With the full trust and support of the president, the closely knit team designed and implemented the whole sequence of economic policies -- from the stabilization and rehabilitation in 1967-1969 to the development stage, thereby securing policy coherence and consistency.

Soeharto's New Order regime, as his administration was eventually popularly known, succeeded within one year in controlling inflation which exceeded 600 percent in 1966 and restoring some order in government finances and international trade.

The new government regained the confidence of international creditors under the auspices of a creditor consortium called Inter-governmental Group on Indonesia (IGGI) which was later changed into Consultative Group on Indonesia and reintegrated the country into the global economy.

Encouraged by the foreign investment law that was enacted in 1967, foreign capital and technology began flowing in to the country, tapping its rich natural resources, notably oil and gas and other minerals as well as forests and fisheries and import-substitution manufacturing industry.

Luck was on also Soeharto's side. The quadrupling of the international oil prices set off by the political instability in the Middle East in 1973 pumped windfall profits into the state coffers.
With the influx of foreign investment, combined with a surge in oil revenues, steadily increasing foreign development assistance from IGGI donors and, yet more importantly, prudent economic management, the government accelerated infrastructure development and bolstered the pace of economic growth.

With the state coffers flush from the oil windfall and foreign aid and investment pouring in, the government built more roads, dams, power generation, telecommunication and transport infrastructure.

Being himself the son of a farmer and familiar with abject poverty in the rural areas, Soeharto put agriculture and rural development on top of his policies right from the outset when his first five-year development plan was launched in 1969.

He allocated a great portion of the state budget for building irrigation networks, the provision of agricultural extension services and fertilizers, pesticides and the development of high-yield rice strains.

He was honored by the United Nations Food and Agriculture Organization in Rome in 1985 for his outstanding achievements in making largely populous Indonesia self-sufficient in rice supply.
Soeharto poured a similarly huge investment into the development of education by building more schools, into health by building more rural health service centers and promoted family planning to control population growth.

This strategy -- basic-needs economic programs with emphasis on agriculture and rural development anchored by prudent fiscal and monetary management -- generated an annual average economic growth of more than 7 percent from 1968-1980. Growth declined to about 5 percent a year from 1981-1988 due to falling oil prices and a weakening global economy but rose again to an annual average of almost 7 percent between 1989 and 1996.

The broad-based growth lifted tens of millions of people out of dire poverty.
However, Soeharto's economic management began to suffer from market-distortion policies in the mid-1980s as his six children who entered the business world demanded monopolies in various sectors.

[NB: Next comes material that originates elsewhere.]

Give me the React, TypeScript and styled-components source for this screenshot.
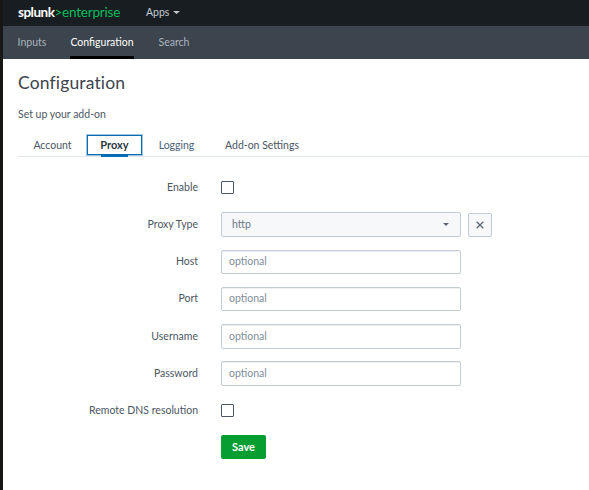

Assisted by Soeharto's business cronies (mostly Chinese Indonesians), the Soeharto extended family and his relatives built up an economic empire at the cost of prudent economic management.

Corruption, collusion (between Soeharto and his business cronies) and nepotism increasingly seeped into Soeharto's administration as he became even more authoritarian and increasingly depended on a patrimonial power structure.

His economic management further suffered from more bad policies in the early 1990s after Soeharto diluted the role and influence of U.S.-trained technocrats, who quietly showed their uneasiness with the ever-expanding rent-seeking activities of his children and relatives.
He replaced the technocrats with nationalists and technologists led by B.J. Habibie, then notoriously as a big-spending minister behind several high-tech yet commercially unfeasible projects.

The corruption became a brake on growth and a drain on Soeharto's legitimacy.
Yet, the economy was still able to continue growing amid all the bad governance practices due to the steady flow of foreign soft loans from sovereign and multilateral creditors and foreign direct investment and favorable global economic conditions.

However, as the East Asian economic crisis -- which began in Thailand in July, 1997 and spread to Indonesia later in the same year -- panicked foreign investors and creditors rushed to pull out their money. This capital flight bared all the weaknesses of the economy, triggering first the melting of the rupiah and then the collapse of the financial system, causing an unprecedented destruction of wealth.

So fragile had been the foundations of the economy left behind by Soeharto that growth deteriorated to a contraction of almost 14 percent in 1998 and the rupiah exchange rate plunged to as low as Rp 10,000 to the dollar from Rp 4,000 in late 1997.

More than 25 years of steady growth generated new challenges in income inequality and weak institutions and a basic need for democratic system of checks and balances.

However, pressures from his greedy family members and relatives and business cronies and his patrimonial system made Soeharto blind to these new concerns and eventually caused his downfall, leaving behind a soup of a broad-based economy floating on a corrupt bureaucratic system as his legacy.